Leave out the pictures and set down exactly the lines from the start of the listing through the one with "bg-white bg-clip-content checked:bg-[#2e8ee3]';", both included.

◇ ◇ ◇ ◇ ◇

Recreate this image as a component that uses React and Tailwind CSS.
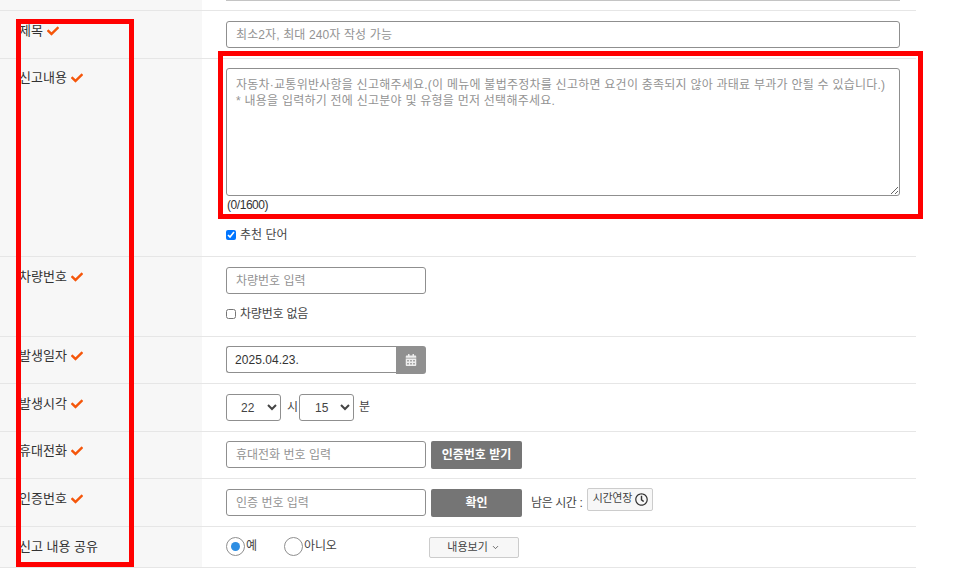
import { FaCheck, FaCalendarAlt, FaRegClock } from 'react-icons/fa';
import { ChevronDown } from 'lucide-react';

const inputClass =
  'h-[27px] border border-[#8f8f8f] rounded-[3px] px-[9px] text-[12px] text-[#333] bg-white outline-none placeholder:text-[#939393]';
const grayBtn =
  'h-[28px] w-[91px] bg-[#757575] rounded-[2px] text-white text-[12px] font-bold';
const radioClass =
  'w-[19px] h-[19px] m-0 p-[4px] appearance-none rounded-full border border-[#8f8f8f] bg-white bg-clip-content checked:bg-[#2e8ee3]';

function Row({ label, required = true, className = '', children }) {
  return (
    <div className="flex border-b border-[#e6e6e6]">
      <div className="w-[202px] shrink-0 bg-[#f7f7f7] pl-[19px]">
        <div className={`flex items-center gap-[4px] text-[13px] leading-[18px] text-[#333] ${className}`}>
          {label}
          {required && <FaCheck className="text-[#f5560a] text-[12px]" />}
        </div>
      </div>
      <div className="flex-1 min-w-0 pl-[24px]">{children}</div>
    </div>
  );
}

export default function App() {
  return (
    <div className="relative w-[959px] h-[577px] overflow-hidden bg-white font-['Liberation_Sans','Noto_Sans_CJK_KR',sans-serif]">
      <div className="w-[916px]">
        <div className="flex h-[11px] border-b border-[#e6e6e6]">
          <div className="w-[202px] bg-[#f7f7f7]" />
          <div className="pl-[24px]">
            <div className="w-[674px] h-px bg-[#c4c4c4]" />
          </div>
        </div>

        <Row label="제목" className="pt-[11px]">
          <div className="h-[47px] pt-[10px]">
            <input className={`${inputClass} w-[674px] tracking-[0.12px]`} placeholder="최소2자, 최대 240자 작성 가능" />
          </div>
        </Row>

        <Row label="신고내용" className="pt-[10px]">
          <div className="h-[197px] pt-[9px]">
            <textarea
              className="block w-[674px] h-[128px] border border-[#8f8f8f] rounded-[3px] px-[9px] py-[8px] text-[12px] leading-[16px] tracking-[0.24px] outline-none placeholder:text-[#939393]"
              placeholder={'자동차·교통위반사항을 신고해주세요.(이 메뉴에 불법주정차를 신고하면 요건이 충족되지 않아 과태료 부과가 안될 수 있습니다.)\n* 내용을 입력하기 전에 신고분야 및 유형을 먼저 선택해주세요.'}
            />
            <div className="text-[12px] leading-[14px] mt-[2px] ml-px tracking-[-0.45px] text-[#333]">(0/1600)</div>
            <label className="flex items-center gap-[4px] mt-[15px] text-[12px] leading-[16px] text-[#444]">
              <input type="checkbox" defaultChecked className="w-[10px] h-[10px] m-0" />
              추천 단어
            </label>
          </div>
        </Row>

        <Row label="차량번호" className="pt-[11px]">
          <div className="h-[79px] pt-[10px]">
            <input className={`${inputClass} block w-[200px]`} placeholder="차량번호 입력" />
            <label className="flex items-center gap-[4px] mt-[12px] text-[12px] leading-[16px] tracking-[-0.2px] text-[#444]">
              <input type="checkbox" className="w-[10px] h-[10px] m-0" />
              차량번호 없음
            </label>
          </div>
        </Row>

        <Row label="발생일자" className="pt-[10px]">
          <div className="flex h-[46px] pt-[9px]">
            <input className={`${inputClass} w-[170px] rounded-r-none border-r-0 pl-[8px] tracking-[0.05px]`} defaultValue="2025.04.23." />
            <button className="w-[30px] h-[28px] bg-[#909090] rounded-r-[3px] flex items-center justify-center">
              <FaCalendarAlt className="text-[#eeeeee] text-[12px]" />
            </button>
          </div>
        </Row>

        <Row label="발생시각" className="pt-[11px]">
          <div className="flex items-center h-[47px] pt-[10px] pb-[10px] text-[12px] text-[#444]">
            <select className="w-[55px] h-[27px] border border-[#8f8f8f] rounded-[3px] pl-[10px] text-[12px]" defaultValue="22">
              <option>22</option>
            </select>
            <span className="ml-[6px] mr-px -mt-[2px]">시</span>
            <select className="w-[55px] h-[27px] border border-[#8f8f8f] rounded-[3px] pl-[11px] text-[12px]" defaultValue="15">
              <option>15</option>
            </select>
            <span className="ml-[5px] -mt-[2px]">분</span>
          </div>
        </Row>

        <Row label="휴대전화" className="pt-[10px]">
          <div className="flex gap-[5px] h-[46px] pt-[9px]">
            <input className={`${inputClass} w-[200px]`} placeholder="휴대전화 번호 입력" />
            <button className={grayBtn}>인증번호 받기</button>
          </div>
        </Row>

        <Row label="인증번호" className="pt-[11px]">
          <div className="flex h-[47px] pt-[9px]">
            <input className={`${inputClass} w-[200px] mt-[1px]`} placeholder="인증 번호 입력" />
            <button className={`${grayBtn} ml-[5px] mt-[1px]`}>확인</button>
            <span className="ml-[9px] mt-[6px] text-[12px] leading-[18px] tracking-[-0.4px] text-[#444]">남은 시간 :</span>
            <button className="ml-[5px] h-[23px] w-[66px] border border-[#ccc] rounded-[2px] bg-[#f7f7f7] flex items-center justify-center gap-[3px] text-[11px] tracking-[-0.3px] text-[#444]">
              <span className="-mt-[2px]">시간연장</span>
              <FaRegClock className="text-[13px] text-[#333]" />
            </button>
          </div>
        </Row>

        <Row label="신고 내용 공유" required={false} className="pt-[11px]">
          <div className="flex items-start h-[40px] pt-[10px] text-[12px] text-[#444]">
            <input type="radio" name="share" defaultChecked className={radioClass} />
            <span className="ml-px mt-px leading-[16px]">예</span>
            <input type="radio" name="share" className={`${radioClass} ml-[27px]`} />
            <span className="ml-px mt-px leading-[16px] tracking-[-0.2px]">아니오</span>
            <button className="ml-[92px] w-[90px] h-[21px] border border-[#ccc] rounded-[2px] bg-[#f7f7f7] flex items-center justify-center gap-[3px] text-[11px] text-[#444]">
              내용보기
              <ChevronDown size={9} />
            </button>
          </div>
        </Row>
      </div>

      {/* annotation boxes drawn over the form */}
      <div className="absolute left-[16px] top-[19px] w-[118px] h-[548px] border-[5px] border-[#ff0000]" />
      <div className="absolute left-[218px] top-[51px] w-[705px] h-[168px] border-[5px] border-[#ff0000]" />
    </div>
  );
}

◇ ◇ ◇ ◇ ◇

#### RESPONSE FOR THIS EXERCISE
Recreate this image as a component that uses React and Tailwind CSS.
import { FaCheck, FaCalendarAlt, FaRegClock } from 'react-icons/fa';
import { ChevronDown } from 'lucide-react';

const inputClass =
  'h-[27px] border border-[#8f8f8f] rounded-[3px] px-[9px] text-[12px] text-[#333] bg-white outline-none placeholder:text-[#939393]';
const grayBtn =
  'h-[28px] w-[91px] bg-[#757575] rounded-[2px] text-white text-[12px] font-bold';
const radioClass =
  'w-[19px] h-[19px] m-0 p-[4px] appearance-none rounded-full border border-[#8f8f8f] bg-white bg-clip-content checked:bg-[#2e8ee3]';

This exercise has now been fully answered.